I'd be happy to hear further thoughts on the two points.

Thanks,
Xuefu

On Tue, Sep 3, 2019 at 7:11 PM Kurt Young <ykt...@gmail.com> wrote:

Thanks Timo & Bowen for the feedback. Bowen was right, my proposal is
the
same
as Bowen's. But after thinking about it, I'm currently lean to Timo's
suggestion.

The reason is backward compatibility. If we follow Bowen's approach,
let's
say we
first find function in Flink's built-in functions, and then hive's
built-in. For example, `foo`
is not supported by Flink, but hive has such built-in function. So
user
will have hive's
behavior for function `foo`. And in next release, Flink realize this
is a
very popular function
and add it into Flink's built-in functions, but with different
behavior
as
hive's. So in next
release, the behavior changes.

With Timo's approach, IIUC user have to tell the framework explicitly
what
kind of
built-in functions he would like to use. He can just tell framework
to
abandon Flink's built-in
functions, and use hive's instead.

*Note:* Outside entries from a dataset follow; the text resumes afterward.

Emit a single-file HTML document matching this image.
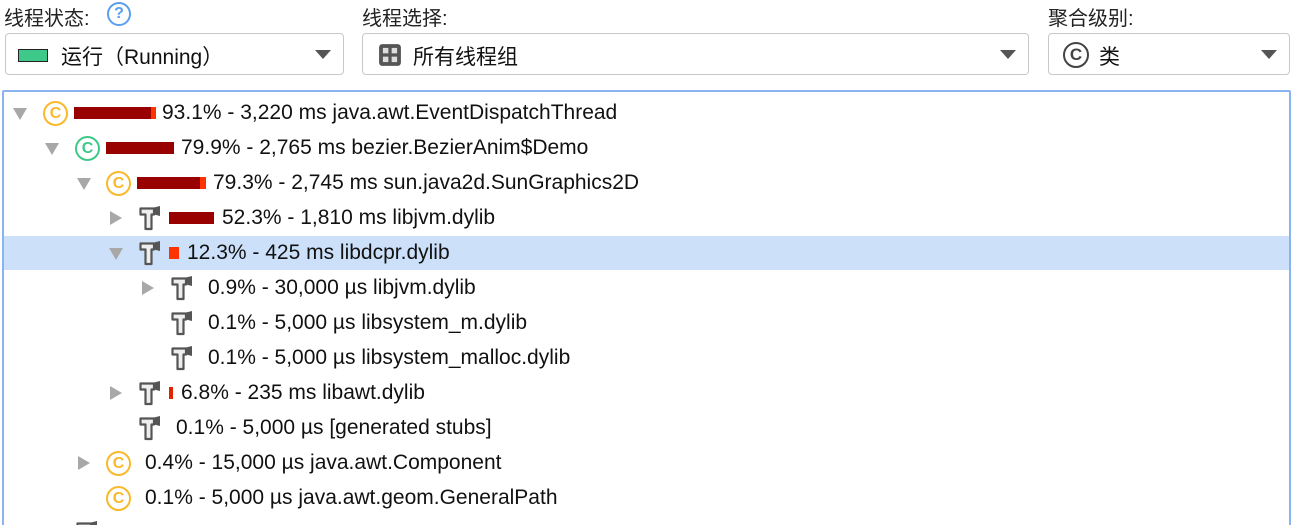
<!DOCTYPE html>
<html><head><meta charset="utf-8"><style>
html,body{margin:0;width:1293px;height:525px;overflow:hidden}
body{background:#fff;font-family:"Liberation Sans","Noto Sans CJK SC",sans-serif;color:#111;position:relative}
.a{position:absolute}
.lbl{font-size:20px;top:2px;color:#222}
.dd{position:absolute;top:33px;height:42px;border:1px solid #c8c8c8;border-radius:4px;background:#fff;box-sizing:border-box}
.tri{position:absolute;right:12px;top:16px;width:0;height:0;border-left:8px solid transparent;border-right:8px solid transparent;border-top:9px solid #555}
.ddt{position:absolute;top:7px;font-size:21px}
.row{position:absolute;left:0;width:1293px;height:35px}
.row .t{position:absolute;top:5px;font-size:21px;white-space:nowrap}
.ad{position:absolute;top:12px;width:0;height:0;border-left:7px solid transparent;border-right:7px solid transparent;border-top:12px solid #a8a8a8}
.ar{position:absolute;top:10px;width:0;height:0;border-top:7px solid transparent;border-bottom:7px solid transparent;border-left:12px solid #a8a8a8}
.c{position:absolute;top:5px;width:25px;height:25px;border:2.5px solid #f8b92a;border-radius:50%;box-sizing:border-box;color:#f8b92a;font-size:16px;display:flex;align-items:center;justify-content:center;font-weight:bold}
.bar{position:absolute;top:11px;height:12px;background:#990000}
.bar i{position:absolute;right:0;top:0;height:12px;background:#ff3300}
.h{position:absolute;top:5px}
</style></head><body>
<div class="a lbl" style="left:4px">线程状态:</div>
<div class="a" style="left:107px;top:2px;width:24px;height:24px;border:2px solid #5a9ff0;border-radius:50%;box-sizing:border-box;color:#5a9ff0;font-size:16px;display:flex;align-items:center;justify-content:center;font-weight:bold">?</div>
<div class="a lbl" style="left:362px">线程选择:</div>
<div class="a lbl" style="left:1048px">聚合级别:</div>
<div class="dd" style="left:5px;width:339px"><div class="a" style="left:12px;top:15px;width:28px;height:11px;background:#3ec98a;border:1px solid #222"></div><div class="ddt" style="left:55px">运行（Running）</div><div class="tri"></div></div>
<div class="dd" style="left:362px;width:667px"><svg class="a" style="left:15px;top:9px" width="24" height="24" viewBox="0 0 22 22"><rect x="1" y="1" width="20" height="20" rx="3" fill="#555"/><rect x="4.5" y="4.5" width="5" height="5" fill="#ddd"/><rect x="12.5" y="4.5" width="5" height="5" fill="#ddd"/><rect x="4.5" y="12.5" width="5" height="5" fill="#ddd"/><rect x="12.5" y="12.5" width="5" height="5" fill="#ddd"/></svg><div class="ddt" style="left:50px">所有线程组</div><div class="tri"></div></div>
<div class="dd" style="left:1048px;width:242px"><div class="a" style="left:14px;top:8px;width:26px;height:26px;border:2.5px solid #444;border-radius:50%;box-sizing:border-box;font-size:17px;display:flex;align-items:center;justify-content:center;font-weight:bold;color:#444">C</div><div class="ddt" style="left:50px">类</div><div class="tri"></div></div>
<div class="a" style="left:2px;top:90px;width:1289px;height:460px;border:2px solid #8ab4f0;border-radius:2px;box-sizing:border-box"></div>
<div class="a" style="left:4px;top:236px;width:1285px;height:34px;background:#cce0fa"></div>

<svg width="0" height="0" style="position:absolute"><defs><g id="hm"><path d="M1.5 2.5 H15 V8.5 H12.5 V23 H6.5 V8.5 H1.5 Z" fill="#eee" stroke="#555" stroke-width="2.2" stroke-linejoin="round"/><path d="M15 1.5 L21 0 V10 L15 8.5Z" fill="#555"/></g></defs></svg>

<div class="row" style="top:96px"><div class="ad" style="left:13px"></div><div class="c" style="left:43px">C</div><div class="bar" style="left:74px;width:82px"><i style="width:5px"></i></div><div class="t" style="left:162px">93.1% - 3,220 ms java.awt.EventDispatchThread</div></div>
<div class="row" style="top:131px"><div class="ad" style="left:45px"></div><div class="c" style="left:75px;border-color:#3ec98a;color:#3ec98a">C</div><div class="bar" style="left:106px;width:68px"></div><div class="t" style="left:181px">79.9% - 2,765 ms bezier.BezierAnim$Demo</div></div>
<div class="row" style="top:166px"><div class="ad" style="left:77px"></div><div class="c" style="left:106px">C</div><div class="bar" style="left:137px;width:69px"><i style="width:6px"></i></div><div class="t" style="left:213px">79.3% - 2,745 ms sun.java2d.SunGraphics2D</div></div>
<div class="row" style="top:201px"><div class="ar" style="left:110px"></div><svg class="h" style="left:139px" width="22" height="25"><use href="#hm"/></svg><div class="bar" style="left:169px;width:45px"></div><div class="t" style="left:222px">52.3% - 1,810 ms libjvm.dylib</div></div>
<div class="row" style="top:236px"><div class="ad" style="left:109px"></div><svg class="h" style="left:139px" width="22" height="25"><use href="#hm"/></svg><div class="bar" style="left:169px;width:10px;background:#ff3300"></div><div class="t" style="left:187px">12.3% - 425 ms libdcpr.dylib</div></div>
<div class="row" style="top:271px"><div class="ar" style="left:142px"></div><svg class="h" style="left:171px" width="22" height="25"><use href="#hm"/></svg><div class="t" style="left:208px">0.9% - 30,000 µs libjvm.dylib</div></div>
<div class="row" style="top:306px"><svg class="h" style="left:171px" width="22" height="25"><use href="#hm"/></svg><div class="t" style="left:208px">0.1% - 5,000 µs libsystem_m.dylib</div></div>
<div class="row" style="top:341px"><svg class="h" style="left:171px" width="22" height="25"><use href="#hm"/></svg><div class="t" style="left:208px">0.1% - 5,000 µs libsystem_malloc.dylib</div></div>
<div class="row" style="top:376px"><div class="ar" style="left:110px"></div><svg class="h" style="left:139px" width="22" height="25"><use href="#hm"/></svg><div class="bar" style="left:169px;width:4px;background:#e52200"></div><div class="t" style="left:181px">6.8% - 235 ms libawt.dylib</div></div>
<div class="row" style="top:411px"><svg class="h" style="left:139px" width="22" height="25"><use href="#hm"/></svg><div class="t" style="left:176px">0.1% - 5,000 µs [generated stubs]</div></div>
<div class="row" style="top:446px"><div class="ar" style="left:78px"></div><div class="c" style="left:106px">C</div><div class="t" style="left:145px">0.4% - 15,000 µs java.awt.Component</div></div>
<div class="row" style="top:481px"><div class="c" style="left:106px">C</div><div class="t" style="left:145px">0.1% - 5,000 µs java.awt.geom.GeneralPath</div></div>
<div class="row" style="top:516px"><svg class="h" style="left:76px" width="22" height="25"><use href="#hm"/></svg></div>
</body></html>
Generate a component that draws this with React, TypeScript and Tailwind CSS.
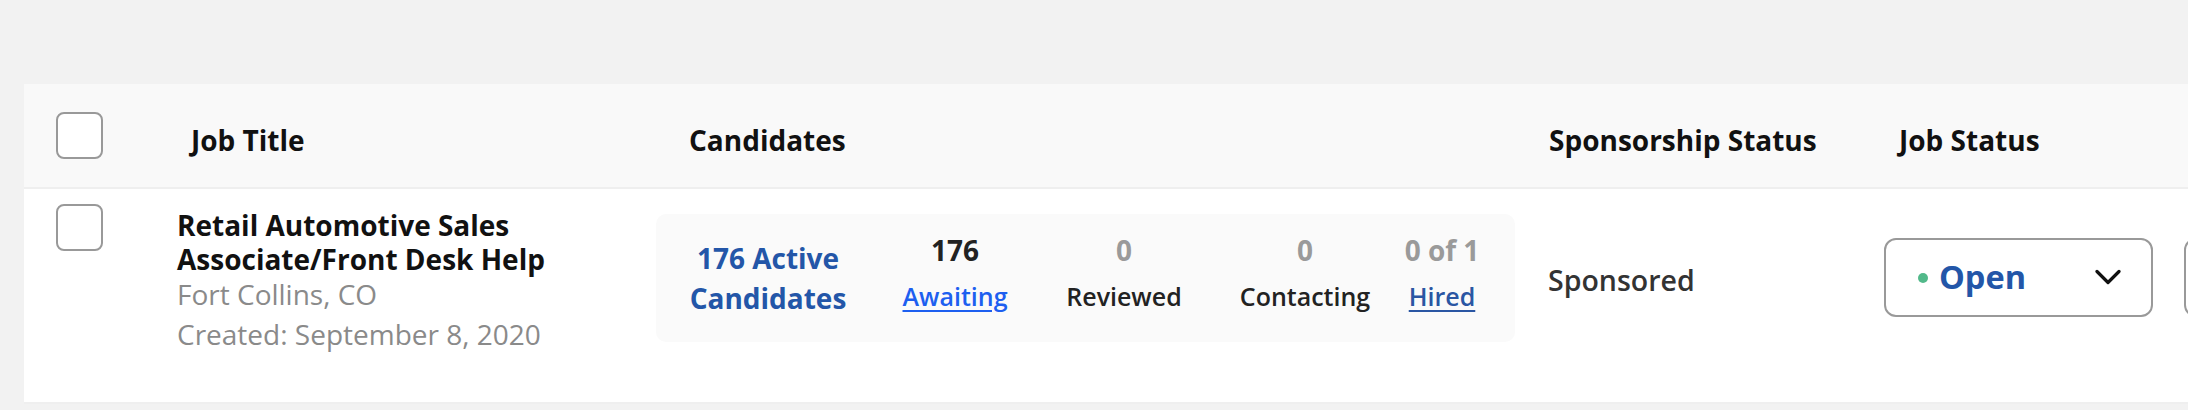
import React from 'react';

const font = "font-['Open_Sans',_'Noto_Sans',_sans-serif]";

const Checkbox: React.FC = () => (
  <div className="w-[47px] h-[47px] shrink-0 rounded-[8px] border-2 border-[#999999] bg-white" />
);

type Stat = { value: string; label: string; width: string; valueClass: string; labelClass: string };

const stats: Stat[] = [
  { value: '176', label: 'Awaiting', width: 'w-[150px]', valueClass: 'text-[#222222]', labelClass: 'text-[#1d5ff0] underline' },
  { value: '0', label: 'Reviewed', width: 'w-[188px]', valueClass: 'text-[#9a9a9a]', labelClass: 'text-[#222222]' },
  { value: '0', label: 'Contacting', width: 'w-[174px]', valueClass: 'text-[#9a9a9a]', labelClass: 'text-[#222222]' },
  { value: '0 of 1', label: 'Hired', width: 'w-[100px]', valueClass: 'text-[#9a9a9a]', labelClass: 'text-[#2a56a3] underline' },
];

export default function App() {
  return (
    <div className={`w-full h-[410px] overflow-hidden bg-[#f2f2f2] pt-[84px] pl-[24px] ${font}`}>
      <div className="w-[2400px] bg-white">
        {/* header */}
        <div className="flex items-center h-[105px] pl-[32px] bg-[#f9f9f9] border-b-2 border-[#efefef]">
          <Checkbox />
          <div className="ml-[88px] w-[498px] shrink-0 pt-[8px] text-[28px] font-bold text-[#111111]">Job Title</div>
          <div className="w-[860px] shrink-0 pt-[8px] text-[28px] font-bold text-[#111111]">Candidates</div>
          <div className="w-[350px] shrink-0 pt-[8px] text-[28px] font-bold text-[#111111]">Sponsorship Status</div>
          <div className="shrink-0 pt-[8px] text-[28px] font-bold text-[#111111]">Job Status</div>
        </div>

        {/* row */}
        <div className="flex items-start h-[215px] pl-[32px] border-b-2 border-[#efefef]">
          <div className="mt-[15px] shrink-0">
            <Checkbox />
          </div>
          <div className="ml-[74px] w-[479px] shrink-0 pt-[20px]">
            <div className="text-[28px] leading-[33.6px] font-bold text-[#111111]">
              Retail Automotive Sales
              <br />
              Associate/Front Desk Help
            </div>
            <div className="-mt-[2px] text-[28px] leading-[40px] text-[#8a8a8a]">Fort Collins, CO</div>
            <div className="text-[28px] leading-[40px] text-[#8a8a8a]">Created: September 8, 2020</div>
          </div>

          <div className="mt-[25px] flex shrink-0 w-[859px] h-[128px] rounded-[10px] bg-[#fafafa]">
            <div className="w-[224px] shrink-0 flex items-center justify-center text-center text-[28px] leading-[40px] font-bold text-[#2356a8]">
              176 Active
              <br />
              Candidates
            </div>
            {stats.map((s) => (
              <div key={s.label} className={`${s.width} shrink-0 flex flex-col items-center justify-center pb-[10px]`}>
                <div className={`text-[28px] leading-[40px] font-bold ${s.valueClass}`}>{s.value}</div>
                <div className={`mt-[6px] text-[25px] leading-[40px] font-semibold underline-offset-[4px] ${s.labelClass}`}>
                  {s.label}
                </div>
              </div>
            ))}
          </div>

          <div className="ml-[33px] w-[336px] shrink-0 mt-[71px] text-[28.5px] leading-[40px] font-semibold text-[#333333]">
            Sponsored
          </div>

          <div className="mt-[49px] flex shrink-0 items-center w-[269px] h-[79px] rounded-[12px] border-2 border-[#999999] bg-white pl-[32px] pr-[30px]">
            <span className="w-[10px] h-[10px] rounded-full bg-[#52b98a]" />
            <span className="ml-[11px] text-[32.5px] font-bold text-[#2356a8]">Open</span>
            <svg className="ml-auto" width="26" height="17" viewBox="0 0 26 17" fill="none">
              <path d="M2 2.5 L13 13.5 L24 2.5" stroke="#111111" strokeWidth="3.2" strokeLinecap="round" strokeLinejoin="round" />
            </svg>
          </div>

          <div className="mt-[49px] ml-[31px] w-[120px] h-[79px] shrink-0 rounded-[12px] border-2 border-[#999999] bg-white" />
        </div>
      </div>
    </div>
  );
}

User can only choose between them,
but
not use
them at the same time. I think this approach is more predictable.

Best,
Kurt


On Wed, Sep 4, 2019 at 8:00 AM Bowen Li <bowenl...@gmail.com> wrote:

Hi all,

Thanks for the feedback. Just a kindly reminder that the [Proposal]
section
in the google doc was updated, please take a look first and let me
know
if
you have more questions.

On Tue, Sep 3, 2019 at 4:57 PM Bowen Li <bowenl...@gmail.com>
wrote:
Hi Timo,

Re> 1) We should not have the restriction "hive built-in functions
can
only
be used when current catalog is hive catalog". Switching a catalog
should only have implications on the cat.db.object resolution but
not
functions. It would be quite convinient for users to use Hive
built-ins
even if they use a Confluent schema registry or just the in-memory
catalog.

There might be a misunderstanding here.

First of all, Hive built-in functions are not part of Flink
built-in
functions, they are catalog functions, thus if the current catalog
is
not a
HiveCatalog but, say, a schema registry catalog, ambiguous
functions
reference just shouldn't be resolved to a different catalog.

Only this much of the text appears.